**TO BE DONE:** Wherever the word "this" appears in a line, extract that line.

**DATA EXTRACT:**
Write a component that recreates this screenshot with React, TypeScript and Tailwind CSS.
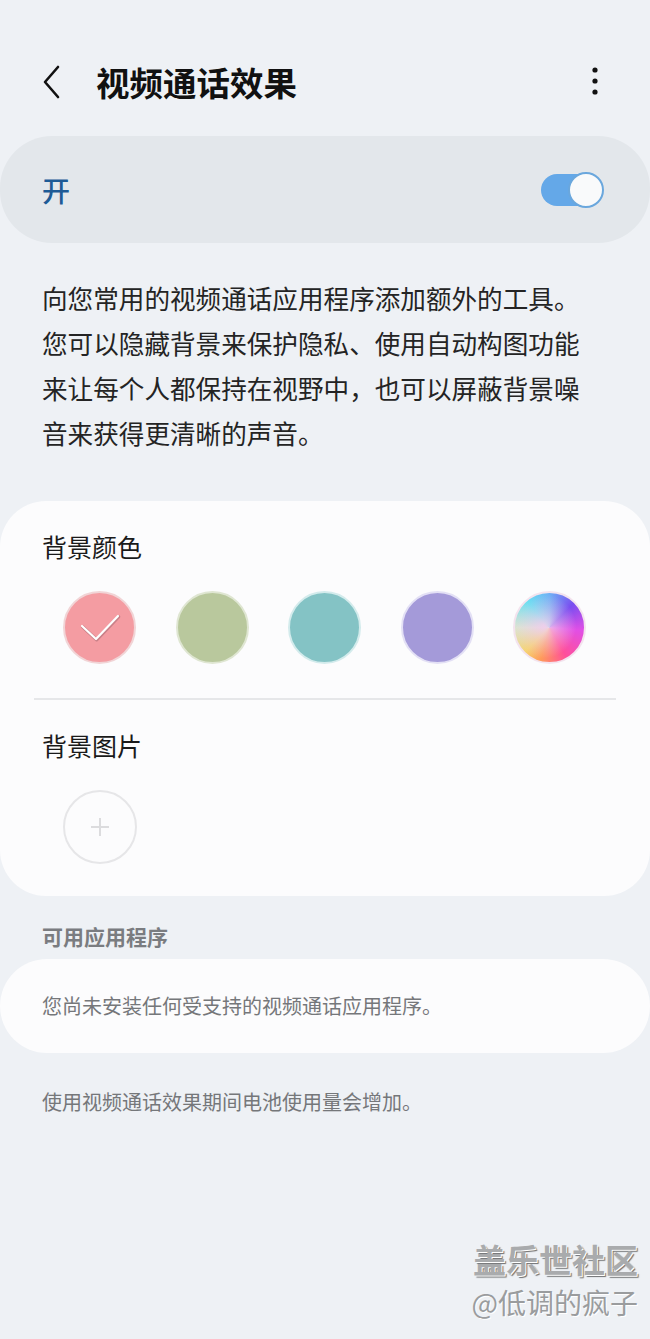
const colors = [
  { name: "pink", cls: "bg-[#f49ca2] border-[#f1d4d6]", checked: true },
  { name: "green", cls: "bg-[#b9c89d] border-[#dfe6d2]" },
  { name: "teal", cls: "bg-[#84c3c5] border-[#d3ebec]" },
  { name: "purple", cls: "bg-[#a49ad9] border-[#e3e0f5]" },
];

function BackIcon() {
  return (
    <svg width="24" height="36" viewBox="0 0 24 36" fill="none">
      <path d="M18 3 L5 18 L18 33" stroke="#111" strokeWidth="2.6" strokeLinecap="round" strokeLinejoin="round" />
    </svg>
  );
}

function MoreIcon() {
  return (
    <svg width="10" height="32" viewBox="0 0 10 32" fill="#111">
      <circle cx="5" cy="4" r="2.6" />
      <circle cx="5" cy="15" r="2.6" />
      <circle cx="5" cy="26" r="2.6" />
    </svg>
  );
}

function Check() {
  return (
    <svg width="44" height="34" viewBox="0 0 44 34" fill="none">
      <path d="M4 15 L18 28 L40 5" stroke="#c98088" strokeWidth="3.4" strokeLinecap="round" strokeLinejoin="round" transform="translate(0.6 0.8)" />
      <path d="M4 15 L18 28 L40 5" stroke="#ffffff" strokeWidth="2.2" strokeLinecap="round" strokeLinejoin="round" />
    </svg>
  );
}

export default function App() {
  return (
    <div className="relative min-h-[1339px] w-[650px] bg-[#eef1f5] font-['Noto_Sans_CJK_SC','Noto_Sans',sans-serif] overflow-hidden">
      {/* header */}
      <div className="flex items-center h-[70px] mt-[47px] pl-[40px] pr-[50px]">
        <BackIcon />
        <h1 className="ml-[32px] text-[33.5px] font-bold text-[#111] leading-none">视频通话效果</h1>
        <div className="ml-auto">
          <MoreIcon />
        </div>
      </div>

      {/* master switch */}
      <div className="mt-[19px] h-[107px] rounded-[52px] bg-[#e3e7eb] flex items-center pl-[42px] pr-[46px]">
        <span className="text-[28px] font-medium text-[#1e5b96] leading-none">开</span>
        <div className="ml-auto relative w-[63px] h-[36px] flex items-center">
          <div className="w-[56px] h-[32px] rounded-full bg-[#64a8e8]" />
          <div className="absolute right-0 top-0 w-[36px] h-[36px] rounded-full bg-[#f9fafb] border-[2px] border-[#6aa7dd]" />
        </div>
      </div>

      {/* description */}
      <p className="mt-[32px] pl-[42px] pr-[52px] text-[25.6px] leading-[45px] text-[#242424]">
        向您常用的视频通话应用程序添加额外的工具。您可以隐藏背景来保护隐私、使用自动构图功能来让每个人都保持在视野中，也可以屏蔽背景噪音来获得更清晰的声音。
      </p>

      {/* background card */}
      <div className="mt-[46px] rounded-[46px] bg-[#fcfcfd] pt-[30px] pb-[32px]">
        <div className="px-[42px] text-[25px] leading-[30px] text-[#1a1a1a]">背景颜色</div>
        <div className="mt-[30px] flex items-center gap-[39.5px] pl-[63px]">
          {colors.map((c) => (
            <div key={c.name} className={`w-[73px] h-[73px] rounded-full border-[2px] flex items-center justify-center ${c.cls}`}>
              {c.checked && <Check />}
            </div>
          ))}
          <div className="w-[73px] h-[73px] rounded-full border-[2px] border-[#f3e3ee] bg-[radial-gradient(circle_at_42%_48%,rgba(240,205,235,0.95)_0%,rgba(240,205,235,0.45)_30%,transparent_60%),conic-gradient(from_0deg,#6fb0f5,#7a4ef0_45deg,#e14fe6_95deg,#ff4f9a_150deg,#ff9a5a_195deg,#f6d36e_225deg,#d9e6d0_270deg,#5fe0f2_320deg,#6fb0f5)]" />
        </div>
        <div className="mt-[34px] mx-[34px] h-[2px] bg-[#e6e7e9]" />
        <div className="mt-[30px] px-[42px] text-[25px] leading-[30px] text-[#1a1a1a]">背景图片</div>
        <div className="mt-[30px] ml-[63px] w-[74px] h-[74px] rounded-full border-[2px] border-[#e6e6e8] flex items-center justify-center">
          <svg width="20" height="20" viewBox="0 0 20 20">
            <path d="M10 1 V19 M1 10 H19" stroke="#dcdcde" strokeWidth="2" />
          </svg>
        </div>
      </div>

      {/* available apps */}
      <div className="mt-[27px] px-[42px] text-[21px] leading-[26px] font-bold text-[#7a7c80]">可用应用程序</div>
      <div className="mt-[10px] h-[94px] rounded-full bg-[#fcfcfd] flex items-center px-[42px]">
        <span className="text-[20px] text-[#75777a]">您尚未安装任何受支持的视频通话应用程序。</span>
      </div>

      <p className="mt-[36px] px-[42px] text-[20px] leading-[26px] text-[#75777a]">使用视频通话效果期间电池使用量会增加。</p>

      {/* watermark */}
      <div className="absolute right-[12px] top-[1238px] flex flex-col items-end">
        <span className="text-[33px] font-bold leading-[42px] text-[#a9abad] [text-shadow:1px_1px_0_#ffffff,2px_2px_1px_#6d6e70]">盖乐世社区</span>
        <span className="mt-[4px] text-[28px] leading-[36px] text-[#9a9c9e] [text-shadow:1px_1px_0_#ffffff]">@低调的疯子</span>
      </div>
    </div>
  );
}
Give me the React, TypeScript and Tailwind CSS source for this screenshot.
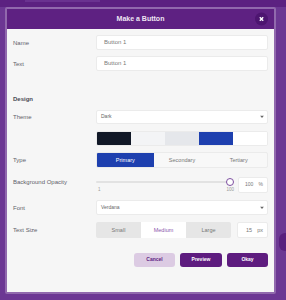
import React from "react";

const swatches = ["#111827", "#f3f4f6", "#e5e7eb", "#1e40af", "#ffffff"];

function Label({ children }: { children: React.ReactNode }) {
  return <div className="w-[83px] shrink-0 text-[6px] leading-none text-[#5f5f6b]">{children}</div>;
}

function Caret() {
  return (
    <svg width="4" height="3" viewBox="0 0 4 3" className="absolute right-[3px] top-1/2 -translate-y-1/2">
      <path d="M0 0 L4 0 L2 2.5 Z" fill="#666" />
    </svg>
  );
}

export default function App() {
  return (
    <div
      className="relative h-[300px] w-[286px] overflow-hidden bg-[#6c3793]"
      style={{ fontFamily: '"Liberation Sans", Arial, sans-serif' }}
    >
      <div className="flex h-[7px] w-full bg-[#5c2181]">
        <div className="ml-[25px] h-[2px] w-[75px] bg-[#6a3290]" />
      </div>
      <div className="absolute right-[-5px] top-[233px] h-[18px] w-[12px] rounded-full bg-[#5a1f7e]" />

      <div className="relative ml-[5px] flex h-[287px] w-[271px] flex-col overflow-hidden rounded-[2px] border-2 border-[#9169ad]">
        <div className="relative flex h-[20px] shrink-0 items-center justify-center bg-[#5e2182]">
          <span className="text-[7px] font-bold text-[#eee5f3]">Make a Button</span>
          <div className="absolute right-[6px] top-1/2 flex h-[13px] w-[13px] -translate-y-1/2 items-center justify-center rounded-full bg-[#4d1570]">
            <svg width="5" height="5" viewBox="0 0 5 5">
              <path d="M0.8 0.8 L4.2 4.2 M4.2 0.8 L0.8 4.2" stroke="#fff" strokeWidth="1.4" />
            </svg>
          </div>
        </div>

        <div className="flex flex-1 flex-col bg-[#f6f6f6] pl-[6px] pr-[6px]">
          <div className="mt-[6px] flex items-center">
            <Label>Name</Label>
            <div className="flex h-[15px] flex-1 items-center rounded-[2px] border border-[#ebebeb] bg-white pl-[7px] text-[6px] text-[#7a7a7a]">
              Button 1
            </div>
          </div>
          <div className="mt-[6px] flex items-center">
            <Label>Text</Label>
            <div className="flex h-[15px] flex-1 items-center rounded-[2px] border border-[#ebebeb] bg-white pl-[7px] text-[6px] text-[#7a7a7a]">
              Button 1
            </div>
          </div>

          <div className="mt-[25px] text-[6px] font-bold leading-none text-[#4a4a55]">Design</div>

          <div className="mt-[8px] flex items-center">
            <Label>Theme</Label>
            <div className="relative flex h-[14px] flex-1 items-center rounded-[2px] border border-[#ebebeb] bg-white pl-[4px] text-[5px] text-[#666]">
              Dark
              <Caret />
            </div>
          </div>

          <div className="mt-[7px] flex items-center">
            <Label>&nbsp;</Label>
            <div className="flex h-[15px] flex-1 overflow-hidden rounded-[2px] border border-[#ebebeb] bg-white">
              {swatches.map((c) => (
                <div key={c} className="flex-1" style={{ backgroundColor: c }} />
              ))}
            </div>
          </div>

          <div className="mt-[6px] flex items-center">
            <Label>Type</Label>
            <div className="flex h-[16px] flex-1 overflow-hidden rounded-[2px] border border-[#ebebeb] bg-[#f8f8f8] text-[5.5px]">
              <div className="flex flex-1 items-center justify-center bg-[#1e40af] text-white">Primary</div>
              <div className="flex flex-1 items-center justify-center text-[#777]">Secondary</div>
              <div className="flex flex-1 items-center justify-center text-[#777]">Tertiary</div>
            </div>
          </div>

          <div className="mt-[9px] flex items-start">
            <div className="mt-[2px]">
              <Label>Background Opacity</Label>
            </div>
            <div className="flex flex-1 items-start gap-[4px]">
              <div className="relative h-[16px] flex-1">
                <div className="absolute left-0 right-[4px] top-[4px] h-[2px] rounded-full bg-[#e2e2e2]" />
                <div className="absolute right-0 top-[1px] h-[8px] w-[8px] rounded-full border border-[#7d4ea0] bg-white" />
                <div className="absolute left-[2px] top-[11px] text-[4.5px] leading-none text-[#9a9a9a]">1</div>
                <div className="absolute right-0 top-[11px] text-[4.5px] leading-none text-[#9a9a9a]">100</div>
              </div>
              <div className="flex h-[16px] w-[30px] items-center justify-between rounded-[2px] border border-[#ebebeb] bg-white pl-[6px] pr-[4px] text-[5px] text-[#777]">
                <span>100</span>
                <span>%</span>
              </div>
            </div>
          </div>

          <div className="mt-[7px] flex items-center">
            <Label>Font</Label>
            <div className="relative flex h-[15px] flex-1 items-center rounded-[2px] border border-[#ebebeb] bg-white pl-[4px] text-[5px] text-[#666]">
              Verdana
              <Caret />
            </div>
          </div>

          <div className="mt-[7px] flex items-center">
            <Label>Text Size</Label>
            <div className="flex flex-1 items-center gap-[6px]">
              <div className="flex h-[16px] flex-1 overflow-hidden rounded-[2px] bg-[#e6e6e6] text-[5.5px]">
                <div className="flex flex-1 items-center justify-center text-[#777]">Small</div>
                <div className="flex flex-1 items-center justify-center bg-white text-[#8a55ad]">Medium</div>
                <div className="flex flex-1 items-center justify-center text-[#777]">Large</div>
              </div>
              <div className="flex h-[16px] w-[31px] items-center justify-between rounded-[2px] border border-[#ebebeb] bg-white pl-[8px] pr-[4px] text-[5.5px] text-[#777]">
                <span>15</span>
                <span>px</span>
              </div>
            </div>
          </div>

          <div className="mt-[15px] flex justify-end gap-[5px] text-[5px] font-bold">
            <button className="flex h-[14px] w-[41px] items-center justify-center rounded-[3px] bg-[#dccbe3] text-[#5e2182]">
              Cancel
            </button>
            <button className="flex h-[14px] w-[42px] items-center justify-center rounded-[3px] bg-[#5e1c7f] text-white">
              Preview
            </button>
            <button className="flex h-[14px] w-[41px] items-center justify-center rounded-[3px] bg-[#5e1c7f] text-white">
              Okay
            </button>
          </div>
        </div>
      </div>
    </div>
  );
}
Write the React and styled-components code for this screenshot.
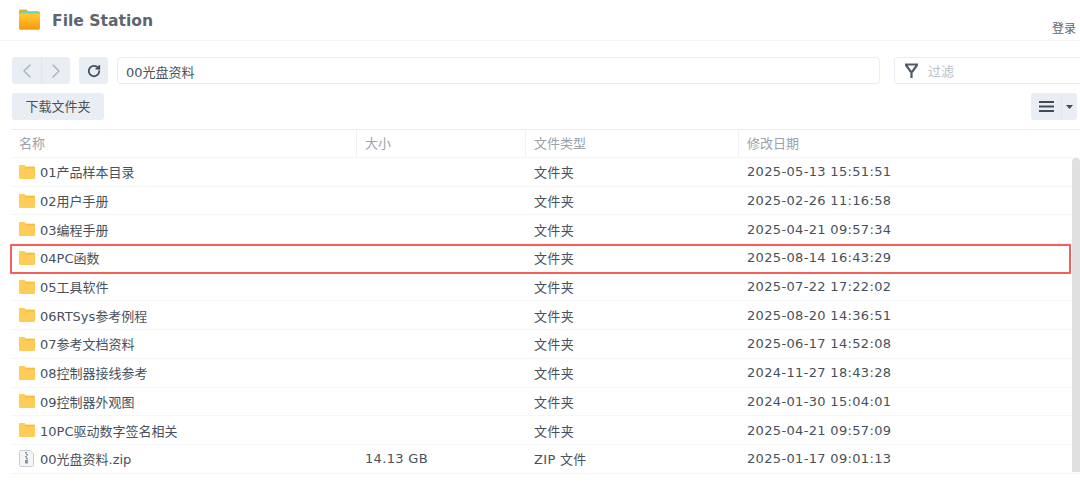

**RESULT OF THE EXERCISE:**
Write a component that recreates this screenshot with React, TypeScript and Tailwind CSS.
Give me the React, TypeScript and Tailwind CSS source for this screenshot.
Write the React and styled-components code for this screenshot.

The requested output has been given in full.